- _Exercise prompt_
Repeat the lines below exactly as they appear, but leave out the images.

- _Data excerpt_
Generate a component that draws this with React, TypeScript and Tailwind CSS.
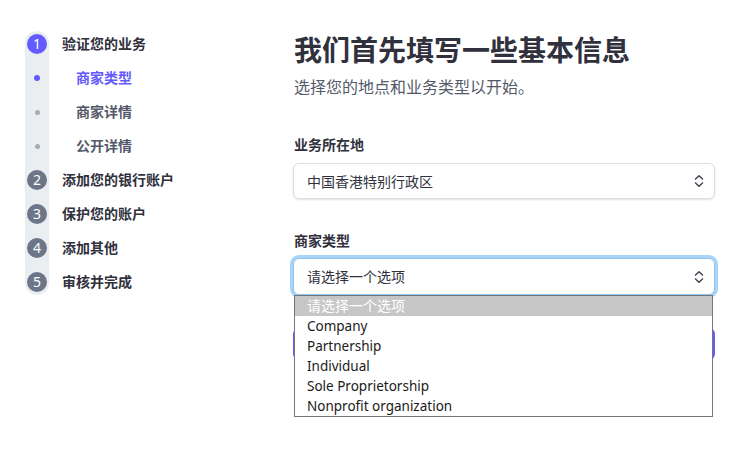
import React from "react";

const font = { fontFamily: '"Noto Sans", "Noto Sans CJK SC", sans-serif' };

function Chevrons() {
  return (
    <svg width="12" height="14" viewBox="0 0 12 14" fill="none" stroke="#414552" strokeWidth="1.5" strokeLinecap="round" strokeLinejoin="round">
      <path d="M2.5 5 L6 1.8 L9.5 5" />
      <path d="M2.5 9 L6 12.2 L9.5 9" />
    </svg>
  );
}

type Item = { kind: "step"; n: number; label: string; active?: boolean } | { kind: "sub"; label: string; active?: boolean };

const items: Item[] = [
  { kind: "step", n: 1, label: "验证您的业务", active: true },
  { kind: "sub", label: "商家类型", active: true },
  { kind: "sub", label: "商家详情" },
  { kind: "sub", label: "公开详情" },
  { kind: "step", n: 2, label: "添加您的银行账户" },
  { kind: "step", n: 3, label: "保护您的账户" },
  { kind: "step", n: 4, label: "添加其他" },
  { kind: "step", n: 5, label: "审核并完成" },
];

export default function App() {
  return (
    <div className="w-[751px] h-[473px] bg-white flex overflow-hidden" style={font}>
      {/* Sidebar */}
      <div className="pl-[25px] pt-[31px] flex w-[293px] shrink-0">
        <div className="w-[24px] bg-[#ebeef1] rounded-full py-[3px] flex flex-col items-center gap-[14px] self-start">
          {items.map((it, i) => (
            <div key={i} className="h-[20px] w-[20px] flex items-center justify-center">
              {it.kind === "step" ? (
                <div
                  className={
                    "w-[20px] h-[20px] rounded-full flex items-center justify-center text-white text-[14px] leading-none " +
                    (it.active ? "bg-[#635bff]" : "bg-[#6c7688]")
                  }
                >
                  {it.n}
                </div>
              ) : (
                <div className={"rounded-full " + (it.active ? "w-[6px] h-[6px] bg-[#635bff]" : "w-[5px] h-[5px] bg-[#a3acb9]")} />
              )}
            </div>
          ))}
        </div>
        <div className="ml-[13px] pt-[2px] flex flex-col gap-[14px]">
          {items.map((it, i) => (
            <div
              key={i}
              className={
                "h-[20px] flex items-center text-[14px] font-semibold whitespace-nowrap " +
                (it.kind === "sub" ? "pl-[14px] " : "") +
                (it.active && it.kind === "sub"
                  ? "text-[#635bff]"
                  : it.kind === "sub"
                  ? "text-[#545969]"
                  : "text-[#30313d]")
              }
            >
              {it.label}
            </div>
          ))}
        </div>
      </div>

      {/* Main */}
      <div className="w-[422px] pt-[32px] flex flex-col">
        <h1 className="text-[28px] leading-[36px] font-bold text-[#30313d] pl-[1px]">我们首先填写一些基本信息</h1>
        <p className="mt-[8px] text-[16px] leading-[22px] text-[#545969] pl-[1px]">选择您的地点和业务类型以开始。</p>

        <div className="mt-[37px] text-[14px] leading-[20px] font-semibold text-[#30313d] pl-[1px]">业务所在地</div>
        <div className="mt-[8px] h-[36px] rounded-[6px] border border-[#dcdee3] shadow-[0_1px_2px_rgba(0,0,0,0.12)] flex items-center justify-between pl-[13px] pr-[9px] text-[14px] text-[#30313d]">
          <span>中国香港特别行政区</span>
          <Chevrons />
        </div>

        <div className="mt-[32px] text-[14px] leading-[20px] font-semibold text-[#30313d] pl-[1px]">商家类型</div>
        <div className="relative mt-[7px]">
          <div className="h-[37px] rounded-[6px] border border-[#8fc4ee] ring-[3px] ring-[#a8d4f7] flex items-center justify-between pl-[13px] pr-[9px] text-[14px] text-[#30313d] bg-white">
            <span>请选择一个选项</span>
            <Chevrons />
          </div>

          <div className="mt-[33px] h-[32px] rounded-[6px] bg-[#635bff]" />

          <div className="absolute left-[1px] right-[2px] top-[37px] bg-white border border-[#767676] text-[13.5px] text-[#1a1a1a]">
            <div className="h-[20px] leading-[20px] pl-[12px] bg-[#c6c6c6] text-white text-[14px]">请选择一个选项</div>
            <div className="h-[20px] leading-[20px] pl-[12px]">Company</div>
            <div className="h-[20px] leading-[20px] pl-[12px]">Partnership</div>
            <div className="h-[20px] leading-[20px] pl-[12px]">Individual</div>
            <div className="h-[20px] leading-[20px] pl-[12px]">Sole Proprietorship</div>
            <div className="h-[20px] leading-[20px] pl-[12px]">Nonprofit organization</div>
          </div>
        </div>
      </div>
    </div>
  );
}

- _Full output_
Generate a component that draws this with React, TypeScript and Tailwind CSS.
import React from "react";

const font = { fontFamily: '"Noto Sans", "Noto Sans CJK SC", sans-serif' };

function Chevrons() {
  return (
    <svg width="12" height="14" viewBox="0 0 12 14" fill="none" stroke="#414552" strokeWidth="1.5" strokeLinecap="round" strokeLinejoin="round">
      <path d="M2.5 5 L6 1.8 L9.5 5" />
      <path d="M2.5 9 L6 12.2 L9.5 9" />
    </svg>
  );
}

type Item = { kind: "step"; n: number; label: string; active?: boolean } | { kind: "sub"; label: string; active?: boolean };

const items: Item[] = [
  { kind: "step", n: 1, label: "验证您的业务", active: true },
  { kind: "sub", label: "商家类型", active: true },
  { kind: "sub", label: "商家详情" },
  { kind: "sub", label: "公开详情" },
  { kind: "step", n: 2, label: "添加您的银行账户" },
  { kind: "step", n: 3, label: "保护您的账户" },
  { kind: "step", n: 4, label: "添加其他" },
  { kind: "step", n: 5, label: "审核并完成" },
];

export default function App() {
  return (
    <div className="w-[751px] h-[473px] bg-white flex overflow-hidden" style={font}>
      {/* Sidebar */}
      <div className="pl-[25px] pt-[31px] flex w-[293px] shrink-0">
        <div className="w-[24px] bg-[#ebeef1] rounded-full py-[3px] flex flex-col items-center gap-[14px] self-start">
          {items.map((it, i) => (
            <div key={i} className="h-[20px] w-[20px] flex items-center justify-center">
              {it.kind === "step" ? (
                <div
                  className={
                    "w-[20px] h-[20px] rounded-full flex items-center justify-center text-white text-[14px] leading-none " +
                    (it.active ? "bg-[#635bff]" : "bg-[#6c7688]")
                  }
                >
                  {it.n}
                </div>
              ) : (
                <div className={"rounded-full " + (it.active ? "w-[6px] h-[6px] bg-[#635bff]" : "w-[5px] h-[5px] bg-[#a3acb9]")} />
              )}
            </div>
          ))}
        </div>
        <div className="ml-[13px] pt-[2px] flex flex-col gap-[14px]">
          {items.map((it, i) => (
            <div
              key={i}
              className={
                "h-[20px] flex items-center text-[14px] font-semibold whitespace-nowrap " +
                (it.kind === "sub" ? "pl-[14px] " : "") +
                (it.active && it.kind === "sub"
                  ? "text-[#635bff]"
                  : it.kind === "sub"
                  ? "text-[#545969]"
                  : "text-[#30313d]")
              }
            >
              {it.label}
            </div>
          ))}
        </div>
      </div>

      {/* Main */}
      <div className="w-[422px] pt-[32px] flex flex-col">
        <h1 className="text-[28px] leading-[36px] font-bold text-[#30313d] pl-[1px]">我们首先填写一些基本信息</h1>
        <p className="mt-[8px] text-[16px] leading-[22px] text-[#545969] pl-[1px]">选择您的地点和业务类型以开始。</p>

        <div className="mt-[37px] text-[14px] leading-[20px] font-semibold text-[#30313d] pl-[1px]">业务所在地</div>
        <div className="mt-[8px] h-[36px] rounded-[6px] border border-[#dcdee3] shadow-[0_1px_2px_rgba(0,0,0,0.12)] flex items-center justify-between pl-[13px] pr-[9px] text-[14px] text-[#30313d]">
          <span>中国香港特别行政区</span>
          <Chevrons />
        </div>

        <div className="mt-[32px] text-[14px] leading-[20px] font-semibold text-[#30313d] pl-[1px]">商家类型</div>
        <div className="relative mt-[7px]">
          <div className="h-[37px] rounded-[6px] border border-[#8fc4ee] ring-[3px] ring-[#a8d4f7] flex items-center justify-between pl-[13px] pr-[9px] text-[14px] text-[#30313d] bg-white">
            <span>请选择一个选项</span>
            <Chevrons />
          </div>

          <div className="mt-[33px] h-[32px] rounded-[6px] bg-[#635bff]" />

          <div className="absolute left-[1px] right-[2px] top-[37px] bg-white border border-[#767676] text-[13.5px] text-[#1a1a1a]">
            <div className="h-[20px] leading-[20px] pl-[12px] bg-[#c6c6c6] text-white text-[14px]">请选择一个选项</div>
            <div className="h-[20px] leading-[20px] pl-[12px]">Company</div>
            <div className="h-[20px] leading-[20px] pl-[12px]">Partnership</div>
            <div className="h-[20px] leading-[20px] pl-[12px]">Individual</div>
            <div className="h-[20px] leading-[20px] pl-[12px]">Sole Proprietorship</div>
            <div className="h-[20px] leading-[20px] pl-[12px]">Nonprofit organization</div>
          </div>
        </div>
      </div>
    </div>
  );
}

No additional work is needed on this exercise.